Старое деление на классы и экономические интересы не исчезло, на него наложилось другое, более масштабное и размытое: это разделение между людьми, смотрящими на мир Отовсюду, и теми, кто смотрит на него Откуда-то. Первых больше в нашей культуре и обществе. Они… обладают мобильными «благоприобретенными» идентичностями, основанными на образовании и карьере, которые позволяют им чувствовать себя комфортно и уверенно в новых местах и с новыми людьми. Вторые по определению более укоренены и обычно имеют «предписанные» идентичности (шотландский фермер, джорди из рабочей среды, корнуоллская домохозяйка), основанные на принадлежности к определенной группе и конкретному месту, а потому резкие перемены вызывают у них большее беспокойство[33].
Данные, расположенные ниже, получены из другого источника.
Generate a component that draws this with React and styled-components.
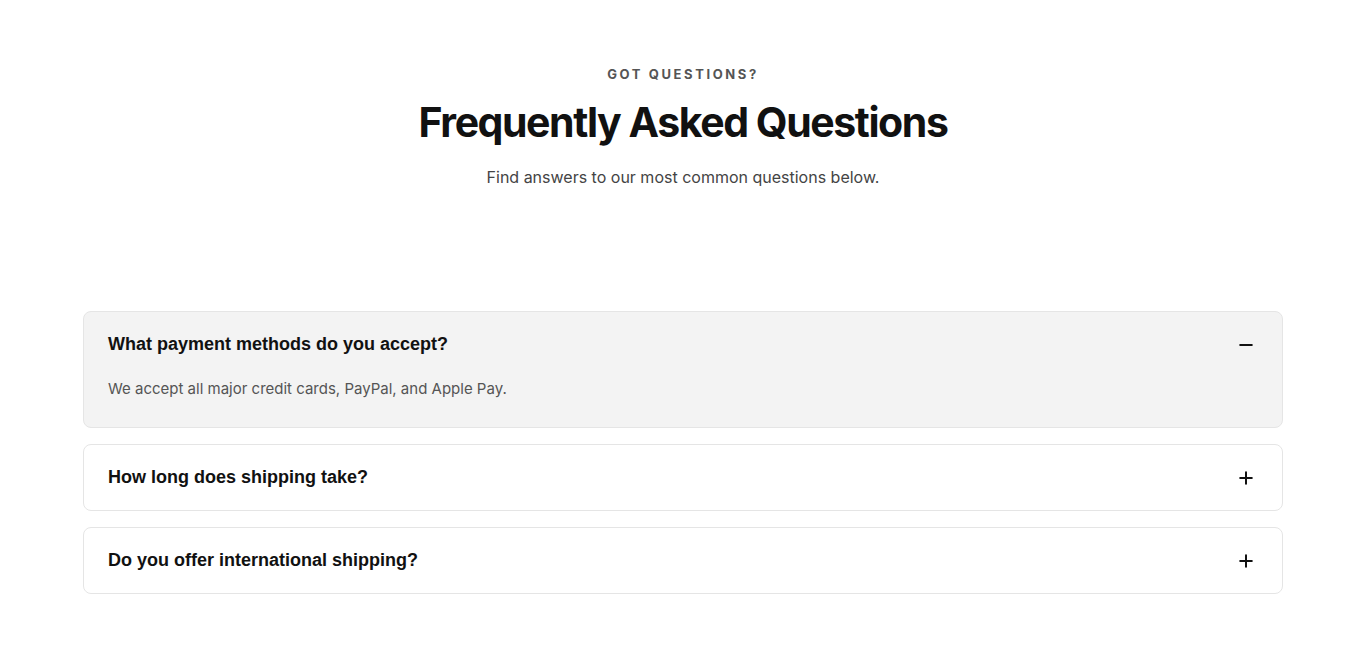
import { useState } from 'react';
import styled, { createGlobalStyle } from 'styled-components';
import { Plus, Minus } from 'lucide-react';

const faqs = [
  {
    q: 'What payment methods do you accept?',
    a: 'We accept all major credit cards, PayPal, and Apple Pay.',
  },
  {
    q: 'How long does shipping take?',
    a: 'Orders usually arrive within 3–5 business days.',
  },
  {
    q: 'Do you offer international shipping?',
    a: 'Yes, we ship to most countries worldwide.',
  },
];

function App() {
  const [open, setOpen] = useState(0);

  return (
    <>
      <GlobalStyle />
      <Section>
        <Header>
          <Eyebrow>Got questions?</Eyebrow>
          <Title>Frequently Asked Questions</Title>
          <Subtitle>Find answers to our most common questions below.</Subtitle>
        </Header>

        <List>
          {faqs.map((item, i) => {
            const isOpen = open === i;
            return (
              <Item key={item.q} $open={isOpen}>
                <Question onClick={() => setOpen(isOpen ? -1 : i)}>
                  {item.q}
                  {isOpen ? <Minus size={20} strokeWidth={2.4} /> : <Plus size={20} strokeWidth={2.4} />}
                </Question>
                {isOpen && <Answer>{item.a}</Answer>}
              </Item>
            );
          })}
        </List>
      </Section>
    </>
  );
}

export default App;

const GlobalStyle = createGlobalStyle`
  body {
    margin: 0;
    background: #ffffff;
    font-family: Inter, "Liberation Sans", sans-serif;
  }
`;

const Section = styled.section`
  padding: 66px 83px 72px;
`;

const Header = styled.div`
  display: flex;
  flex-direction: column;
  align-items: center;
  text-align: center;
`;

const Eyebrow = styled.p`
  margin: 0;
  font-size: 13px;
  font-weight: 700;
  letter-spacing: 0.2em;
  text-transform: uppercase;
  color: #555555;
  line-height: 16px;
`;

const Title = styled.h2`
  margin: 15px 0 0;
  font-size: 41px;
  font-weight: 700;
  letter-spacing: -0.035em;
  line-height: 50px;
  color: #111111;
`;

const Subtitle = styled.p`
  margin: 18px 0 0;
  font-size: 16px;
  line-height: 24px;
  color: #444444;
`;

const List = styled.div`
  margin-top: 122px;
  display: flex;
  flex-direction: column;
  gap: 16px;
`;

const Item = styled.div`
  border: 1px solid #e5e5e5;
  border-radius: 8px;
  background: ${(p) => (p.$open ? '#f3f3f3' : '#ffffff')};
`;

const Question = styled.button`
  display: flex;
  align-items: center;
  justify-content: space-between;
  width: 100%;
  height: 65px;
  padding: 0 26px 0 24px;
  border: 0;
  background: transparent;
  font-family: "Liberation Sans", Arial, sans-serif;
  font-size: 18px;
  font-weight: 700;
  color: #111111;
  text-align: left;
  cursor: pointer;

  svg {
    color: #111111;
    flex-shrink: 0;
  }
`;

const Answer = styled.p`
  margin: 0;
  padding: 0 24px 26px;
  font-size: 15px;
  line-height: 24px;
  color: #555555;
`;
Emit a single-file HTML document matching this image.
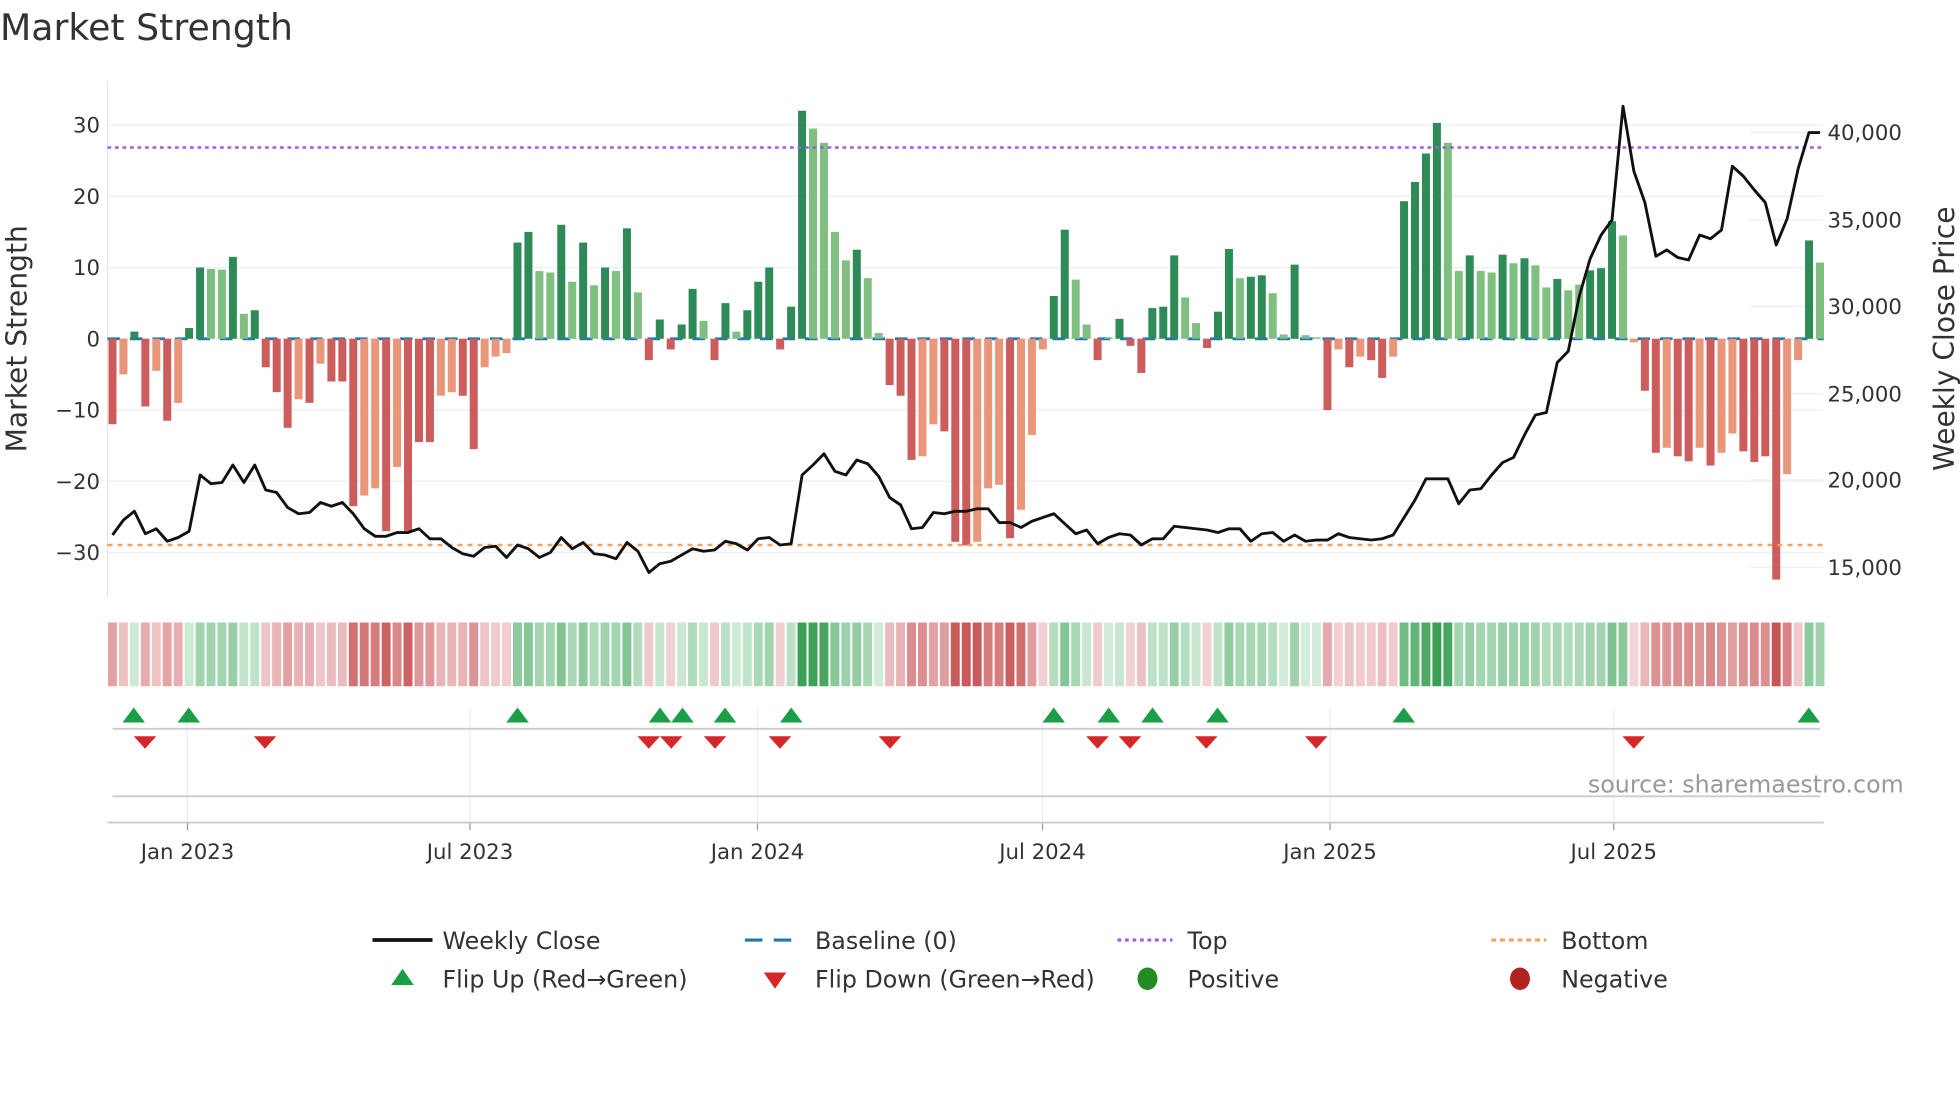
<!DOCTYPE html>
<html><head><meta charset="utf-8"><style>
html,body{margin:0;padding:0;background:#fff;}
svg{display:block;font-family:"DejaVu Sans","Liberation Sans",sans-serif;}
</style></head><body>
<svg id="s" width="1960" height="1102" viewBox="0 0 1568 881.6" xmlns="http://www.w3.org/2000/svg">
<text x="0" y="32" font-size="29" fill="#333">Market Strength</text>
<g id="grid" stroke="#eeeeee" stroke-width="1"></g>
<line x1="86" y1="65" x2="86" y2="478" stroke="#e6e6e6"/>
<g font-size="17" fill="#333" text-anchor="end">
<text x="80" y="106">30</text><text x="80" y="163">20</text><text x="80" y="220">10</text><text x="80" y="277">0</text>
<text x="80" y="334">−10</text><text x="80" y="391">−20</text><text x="80" y="448">−30</text>
</g>
<g font-size="17" fill="#333">
<text x="1462" y="112">40,000</text><text x="1462" y="182">35,000</text><text x="1462" y="251">30,000</text>
<text x="1462" y="321">25,000</text><text x="1462" y="390">20,000</text><text x="1462" y="460">15,000</text>
</g>
<text transform="translate(21,271) rotate(-90)" text-anchor="middle" font-size="22.5" fill="#333">Market Strength</text>
<text transform="translate(1563,271) rotate(-90)" text-anchor="middle" font-size="22.5" fill="#333">Weekly Close Price</text>
<line x1="86" y1="271" x2="1459" y2="271" stroke="#1f77b4" stroke-width="2.3" stroke-dasharray="10,8"/>
<g id="bars"></g>
<line x1="86" y1="118" x2="1459" y2="118" stroke="#9b5fe0" stroke-width="2" stroke-dasharray="3,3"/>
<line x1="86" y1="436" x2="1459" y2="436" stroke="#f4a460" stroke-width="2" stroke-dasharray="4,4"/>
<polyline id="price" fill="none" stroke="#111" stroke-width="2.3" stroke-linejoin="round"/>
<g id="heat"></g>
<g id="vgrid" stroke="#eeeeee"></g>
<line x1="90" y1="583" x2="1456" y2="583" stroke="#cccccc" stroke-width="1.5"/>
<line x1="90" y1="637" x2="1456" y2="637" stroke="#cccccc" stroke-width="1.5"/>
<line x1="86" y1="658" x2="1459" y2="658" stroke="#cccccc" stroke-width="1.5"/>
<g id="marks"></g>
<text x="1523" y="634" text-anchor="end" font-size="19" fill="#999">source: sharemaestro.com</text>
<g font-size="17" fill="#333" text-anchor="middle" id="dates">
<text x="150" y="687">Jan 2023</text><text x="376" y="687">Jul 2023</text><text x="606" y="687">Jan 2024</text>
<text x="834" y="687">Jul 2024</text><text x="1064" y="687">Jan 2025</text><text x="1291" y="687">Jul 2025</text>
</g>
<g font-size="19" fill="#333">
<line x1="298" y1="752" x2="346" y2="752" stroke="#111" stroke-width="3"/>
<text x="354" y="759">Weekly Close</text>
<line x1="596" y1="752" x2="640" y2="752" stroke="#1f77b4" stroke-width="2.5" stroke-dasharray="14,9"/>
<text x="652" y="759">Baseline (0)</text>
<line x1="894" y1="752" x2="938" y2="752" stroke="#9b5fe0" stroke-width="2.5" stroke-dasharray="3,3"/>
<text x="950" y="759">Top</text>
<line x1="1193" y1="752" x2="1237" y2="752" stroke="#f4a460" stroke-width="2.5" stroke-dasharray="4,3"/>
<text x="1249" y="759">Bottom</text>
<polygon points="313,788 331,788 322,775" fill="#1a9e46"/>
<text x="354" y="790">Flip Up (Red→Green)</text>
<polygon points="611,778 629,778 620,791" fill="#d62728"/>
<text x="652" y="790">Flip Down (Green→Red)</text>
<ellipse cx="918" cy="783" rx="8" ry="9" fill="#228b22"/>
<text x="950" y="790">Positive</text>
<ellipse cx="1216" cy="783" rx="8" ry="9" fill="#b22222"/>
<text x="1249" y="790">Negative</text>
</g>
</svg>
<script>
var NS="http://www.w3.org/2000/svg";
function el(t,a,p){var e=document.createElementNS(NS,t);for(var k in a)e.setAttribute(k,a[k]);document.getElementById(p).appendChild(e);return e;}
[100,157,214,271,328,385,442].forEach(function(y){el('line',{x1:86,y1:y,x2:1459,y2:y},'grid');});
[106,176,245,315,384,454].forEach(function(y){el('line',{x1:1400,y1:y,x2:1459,y2:y},'grid');});
var V=[[-12,1],[-5,0],[1,1],[-9.5,1],[-4.5,0],[-11.5,1],[-9,0],[1.5,1],[10,1],[9.8,0],[9.7,0],[11.5,1],[3.5,0],[4,1],[-4,1],[-7.5,1],[-12.5,1],[-8.5,0],[-9,1],[-3.5,0],[-6,1],[-6,1],[-23.5,1],[-22,0],[-21,0],[-27,1],[-18,0],[-27,1],[-14.5,1],[-14.5,1],[-8,0],[-7.5,0],[-8,1],[-15.5,1],[-4,0],[-2.5,0],[-2,0],[13.5,1],[15,1],[9.5,0],[9.3,0],[16,1],[8,0],[13.5,1],[7.5,0],[10,1],[9.5,0],[15.5,1],[6.5,0],[-3,1],[2.7,1],[-1.5,1],[2,1],[7,1],[2.5,0],[-3,1],[5,1],[1,0],[4,1],[8,1],[10,1],[-1.5,1],[4.5,1],[32,1],[29.5,0],[27.5,0],[15,0],[11,0],[12.5,1],[8.5,0],[0.8,0],[-6.5,1],[-8,1],[-17,1],[-16.5,0],[-12,0],[-13,1],[-28.5,1],[-29,1],[-28.5,0],[-21,0],[-20.5,0],[-28,1],[-24,0],[-13.5,0],[-1.5,0],[6,1],[15.3,1],[8.3,0],[2,0],[-3,1],[0.2,0],[2.8,1],[-1,1],[-4.8,1],[4.3,1],[4.5,1],[11.7,1],[5.8,0],[2.2,0],[-1.3,1],[3.8,1],[12.6,1],[8.5,0],[8.7,1],[8.9,1],[6.4,0],[0.6,0],[10.4,1],[0.5,0],[0.2,0],[-10,1],[-1.5,0],[-4,1],[-2.5,0],[-3,1],[-5.5,1],[-2.5,0],[19.3,1],[22,1],[26,1],[30.3,1],[27.5,0],[9.5,0],[11.7,1],[9.5,0],[9.3,0],[11.8,1],[10.6,0],[11.3,1],[10.3,0],[7.2,0],[8.4,1],[6.8,0],[7.6,0],[9.6,1],[9.9,1],[16.5,1],[14.5,0],[-0.5,0],[-7.3,1],[-16,1],[-15.3,0],[-16.5,1],[-17.2,1],[-15.3,0],[-17.8,1],[-16,0],[-13.3,0],[-15.8,1],[-17.3,1],[-16.5,1],[-33.8,1],[-19,0],[-3,0],[13.8,1],[10.7,0]];
var P=[428,416,409,427,423,433,430,425,380,387,386,372,386,372,392,394,406,411,410,402,405,402,411,423,429,429,426,426,423,431,431,438,443,445,438,437,446,436,439,446,442,430,439,434,443,444,447,434,441,458,451,449,444,439,441,440,433,435,440,431,430,436,435,380,372,363,377,380,368,371,381,398,404,423,422,410,411,409,409,407,407,418,418,422,417,414,411,419,427,424,435,430,427,428,436,431,431,421,422,423,424,426,423,423,433,427,426,433,428,433,432,432,427,430,431,432,431,428,414,400,383,383,383,403,392,391,380,370,366,348,332,330,290,281,237,207,188,176,85,137,162,205,200,206,208,188,191,184,133,141,152,162,196,175,135,106,106];
var n=V.length, x0=90, x1=1456, dx=(x1-x0)/(n-1);
var pts=[];
for(var i=0;i<n;i++){
  var x=x0+dx*i, v=V[i][0], d=V[i][1];
  var h=Math.abs(v)*5.7, y=v>=0?271-h:271;
  var c=v>=0?(d?'#2e8b57':'#7fbf7f'):(d?'#cd5c5c':'#e9967a');
  el('rect',{x:x-3.2,y:y,width:6.4,height:Math.max(h,0.8),fill:c},'bars');
  var t=Math.min(Math.abs(v)/30,1);
  var a,b;
  if(v>=0){a=[212,237,218];b=[58,160,85];}else{a=[244,214,216];b=[200,85,85];}
  var col='rgb('+Math.round(a[0]+(b[0]-a[0])*t)+','+Math.round(a[1]+(b[1]-a[1])*t)+','+Math.round(a[2]+(b[2]-a[2])*t)+')';
  el('rect',{x:x-4.4+0.8,y:498,width:dx-1.6,height:51,fill:col},'heat');
  if(i<P.length)pts.push(x.toFixed(1)+','+P[i]);
}
document.getElementById('price').setAttribute('points',pts.join(' '));
[150,376,606,834,1064,1291].forEach(function(x){el('line',{x1:x,y1:567,x2:x,y2:658},'vgrid');el('line',{x1:x,y1:658,x2:x,y2:664,stroke:'#999'},'vgrid');});
[107,151,414,528,546,580,633,843,887,922,974,1123,1447].forEach(function(x){el('polygon',{points:(x-9)+',578 '+(x+9)+',578 '+x+',566',fill:'#1a9e46'},'marks');});
[116,212,519,537,572,624,712,878,904,965,1053,1307].forEach(function(x){el('polygon',{points:(x-9)+',589 '+(x+9)+',589 '+x+',599',fill:'#d62728'},'marks');});
</script>
</body></html>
Конфликт между Отовсюду и Откуда-то, между глобалистами и нативистами, между открытыми и закрытыми обществами стал играть более важную роль в формировании электоральных идентичностей, нежели привычное деление на классы. Одна из множества опубликованных после выборов американского президента электоральных карт демонстрирует эту тенденцию весьма наглядно: хотя 85 % территории США принадлежат сторонникам Трампа, избиратели Клинтон составляют около 54 % населения. Если вообразить эти регионы двумя странами, страна Клинтон, состоящая из прибрежных территорий и урбанизированных островов, будет напоминать Британию XIX века, тогда как страна Трампа будет больше походить на континентальные просторы Евразии, контролируемые Россией и Германией. Политическая борьба Клинтон и Трампа была противостоянием между морской и сухопутной державами, между теми, кто мыслит в категориях пространства, и теми, кто мыслит в категориях места. Эти новые разделительные линии объясняют неспособность традиционных социал-демократических партий привлечь избирателей, несмотря на рост антикапиталистических настроений, особенно среди молодежи. Исчезновение интернационалистски настроенного рабочего класса сигнализирует о серьезных изменениях в расстановке сил в европейской политике.

Неудивительно, что новый постутопический популизм не выстраивается вдоль привычной дихотомии между левыми и правыми. В отличие от католической церкви или коммунистов прошлого, новый популизм лишен каких бы то ни было катехизических или педагогических амбиций. Новые популисты не грезят об изменении своих обществ. Они не изобретают новых людей, люди нравятся им такими, какие есть. Их задача – мобилизовать людей в отсутствие общего проекта. Такой популизм идеально подходит обществам, граждане которых в первую очередь потребители и видят в своих лидерах официантов, обязанных расторопно исполнять их желания.